### What this task involves
Reproduce the lines exactly, beginning with the line that has "Rebuild this screenshot" and ending with the line that has "alt bist du?</h2>". Images are left out.

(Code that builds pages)
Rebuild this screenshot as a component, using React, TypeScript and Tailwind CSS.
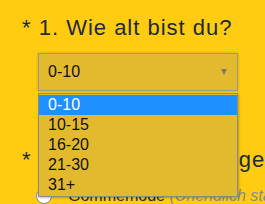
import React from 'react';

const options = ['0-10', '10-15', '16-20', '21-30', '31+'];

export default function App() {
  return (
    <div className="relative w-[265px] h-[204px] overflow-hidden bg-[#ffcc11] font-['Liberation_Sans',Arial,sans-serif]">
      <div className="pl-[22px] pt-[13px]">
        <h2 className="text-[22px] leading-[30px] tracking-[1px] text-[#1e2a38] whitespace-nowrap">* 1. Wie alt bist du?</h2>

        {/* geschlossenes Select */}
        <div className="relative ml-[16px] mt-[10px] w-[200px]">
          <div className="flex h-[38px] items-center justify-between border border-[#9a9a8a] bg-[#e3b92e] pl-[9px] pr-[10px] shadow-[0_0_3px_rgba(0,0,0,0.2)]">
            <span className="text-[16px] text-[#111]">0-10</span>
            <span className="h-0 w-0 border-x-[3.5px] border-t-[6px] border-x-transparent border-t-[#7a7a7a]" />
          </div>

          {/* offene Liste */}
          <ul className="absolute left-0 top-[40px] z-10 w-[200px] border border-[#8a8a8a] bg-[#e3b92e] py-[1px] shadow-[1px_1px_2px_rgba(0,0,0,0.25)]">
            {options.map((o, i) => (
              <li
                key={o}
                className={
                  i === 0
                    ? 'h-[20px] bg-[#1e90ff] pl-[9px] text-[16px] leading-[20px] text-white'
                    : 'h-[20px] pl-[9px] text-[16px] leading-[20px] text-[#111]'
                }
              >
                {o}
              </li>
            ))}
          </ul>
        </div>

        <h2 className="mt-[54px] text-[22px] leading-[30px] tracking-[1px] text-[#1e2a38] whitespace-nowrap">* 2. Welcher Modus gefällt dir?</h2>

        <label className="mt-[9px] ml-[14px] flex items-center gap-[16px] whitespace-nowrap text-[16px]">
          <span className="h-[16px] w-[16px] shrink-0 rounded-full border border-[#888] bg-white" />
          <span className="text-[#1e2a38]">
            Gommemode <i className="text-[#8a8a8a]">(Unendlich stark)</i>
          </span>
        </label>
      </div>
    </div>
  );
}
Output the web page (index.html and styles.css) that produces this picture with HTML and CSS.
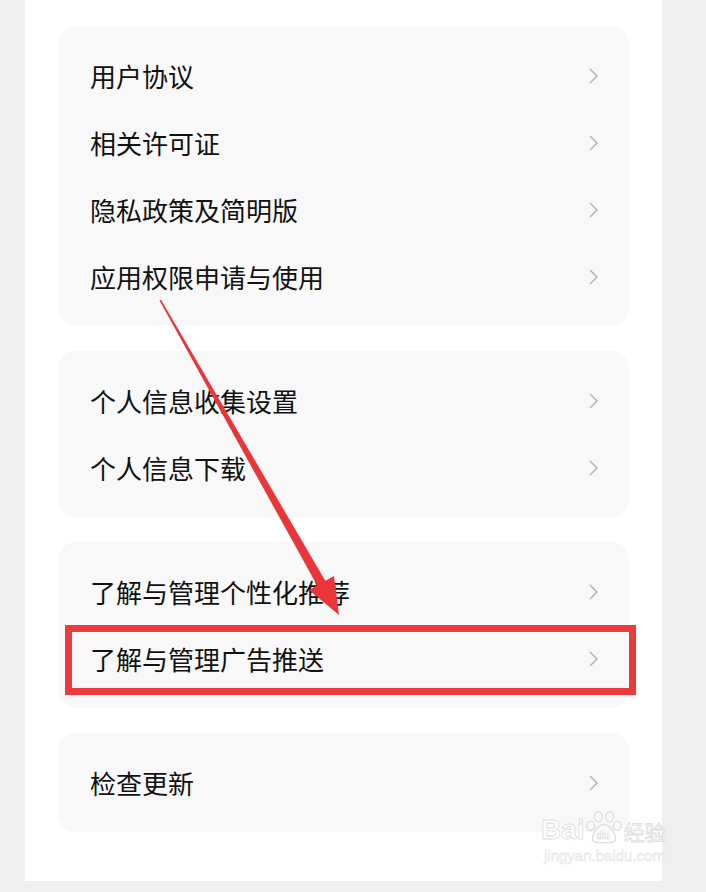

--

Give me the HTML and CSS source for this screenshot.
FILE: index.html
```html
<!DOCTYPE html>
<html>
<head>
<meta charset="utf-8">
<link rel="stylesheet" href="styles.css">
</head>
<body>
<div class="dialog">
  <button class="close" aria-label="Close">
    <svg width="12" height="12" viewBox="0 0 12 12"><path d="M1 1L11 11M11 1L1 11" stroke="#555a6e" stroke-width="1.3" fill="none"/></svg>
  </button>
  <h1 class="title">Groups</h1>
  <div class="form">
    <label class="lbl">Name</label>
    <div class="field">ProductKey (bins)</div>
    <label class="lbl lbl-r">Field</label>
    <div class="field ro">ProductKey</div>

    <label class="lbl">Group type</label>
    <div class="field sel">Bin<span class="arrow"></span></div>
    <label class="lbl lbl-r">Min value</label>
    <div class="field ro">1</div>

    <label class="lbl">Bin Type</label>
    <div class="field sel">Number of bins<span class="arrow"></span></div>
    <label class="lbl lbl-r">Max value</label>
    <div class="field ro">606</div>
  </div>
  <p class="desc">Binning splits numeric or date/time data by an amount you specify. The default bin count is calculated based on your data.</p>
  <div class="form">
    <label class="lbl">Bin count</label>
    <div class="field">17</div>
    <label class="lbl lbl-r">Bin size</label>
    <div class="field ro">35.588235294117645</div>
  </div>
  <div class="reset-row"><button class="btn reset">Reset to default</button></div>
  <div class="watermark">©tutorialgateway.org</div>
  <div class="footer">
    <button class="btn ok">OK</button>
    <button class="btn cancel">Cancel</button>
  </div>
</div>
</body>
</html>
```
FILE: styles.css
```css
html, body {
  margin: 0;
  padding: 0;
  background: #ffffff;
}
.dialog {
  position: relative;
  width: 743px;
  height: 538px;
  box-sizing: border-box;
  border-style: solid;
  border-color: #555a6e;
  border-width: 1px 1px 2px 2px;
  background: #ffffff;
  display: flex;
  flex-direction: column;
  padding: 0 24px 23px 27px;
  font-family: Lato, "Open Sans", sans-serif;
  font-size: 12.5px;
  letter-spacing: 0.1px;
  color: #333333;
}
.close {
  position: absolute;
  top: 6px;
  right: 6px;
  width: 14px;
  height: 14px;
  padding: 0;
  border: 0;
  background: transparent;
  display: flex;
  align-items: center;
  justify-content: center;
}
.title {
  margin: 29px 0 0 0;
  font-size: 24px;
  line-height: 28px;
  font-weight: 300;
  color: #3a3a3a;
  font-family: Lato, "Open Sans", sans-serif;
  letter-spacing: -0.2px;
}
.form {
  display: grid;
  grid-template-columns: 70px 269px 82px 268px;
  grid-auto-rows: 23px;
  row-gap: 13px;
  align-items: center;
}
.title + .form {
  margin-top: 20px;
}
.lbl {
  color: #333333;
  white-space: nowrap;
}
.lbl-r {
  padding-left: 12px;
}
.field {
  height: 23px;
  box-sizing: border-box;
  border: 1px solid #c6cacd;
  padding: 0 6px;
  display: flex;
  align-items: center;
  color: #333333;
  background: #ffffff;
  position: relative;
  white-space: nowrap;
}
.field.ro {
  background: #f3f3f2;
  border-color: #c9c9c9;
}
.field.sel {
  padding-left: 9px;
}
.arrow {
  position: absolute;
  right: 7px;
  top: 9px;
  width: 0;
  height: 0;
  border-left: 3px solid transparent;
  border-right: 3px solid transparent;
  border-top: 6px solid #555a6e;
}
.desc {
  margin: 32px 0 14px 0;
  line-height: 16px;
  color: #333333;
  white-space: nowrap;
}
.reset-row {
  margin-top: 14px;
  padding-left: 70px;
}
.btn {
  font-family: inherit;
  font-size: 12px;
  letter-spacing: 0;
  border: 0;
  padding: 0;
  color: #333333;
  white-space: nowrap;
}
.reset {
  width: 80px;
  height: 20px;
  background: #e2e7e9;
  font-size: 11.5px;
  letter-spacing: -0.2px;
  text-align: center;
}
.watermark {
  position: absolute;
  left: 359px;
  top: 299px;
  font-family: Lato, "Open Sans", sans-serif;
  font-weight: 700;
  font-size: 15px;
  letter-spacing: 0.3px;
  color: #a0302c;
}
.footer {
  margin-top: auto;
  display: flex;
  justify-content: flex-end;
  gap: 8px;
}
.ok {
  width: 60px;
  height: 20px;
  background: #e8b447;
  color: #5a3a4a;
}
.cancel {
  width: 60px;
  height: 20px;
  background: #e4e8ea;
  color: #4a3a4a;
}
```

### Answer in full
Rebuild this screenshot as a component, using React, TypeScript and Tailwind CSS.
import React from 'react';

const options = ['0-10', '10-15', '16-20', '21-30', '31+'];

export default function App() {
  return (
    <div className="relative w-[265px] h-[204px] overflow-hidden bg-[#ffcc11] font-['Liberation_Sans',Arial,sans-serif]">
      <div className="pl-[22px] pt-[13px]">
        <h2 className="text-[22px] leading-[30px] tracking-[1px] text-[#1e2a38] whitespace-nowrap">* 1. Wie alt bist du?</h2>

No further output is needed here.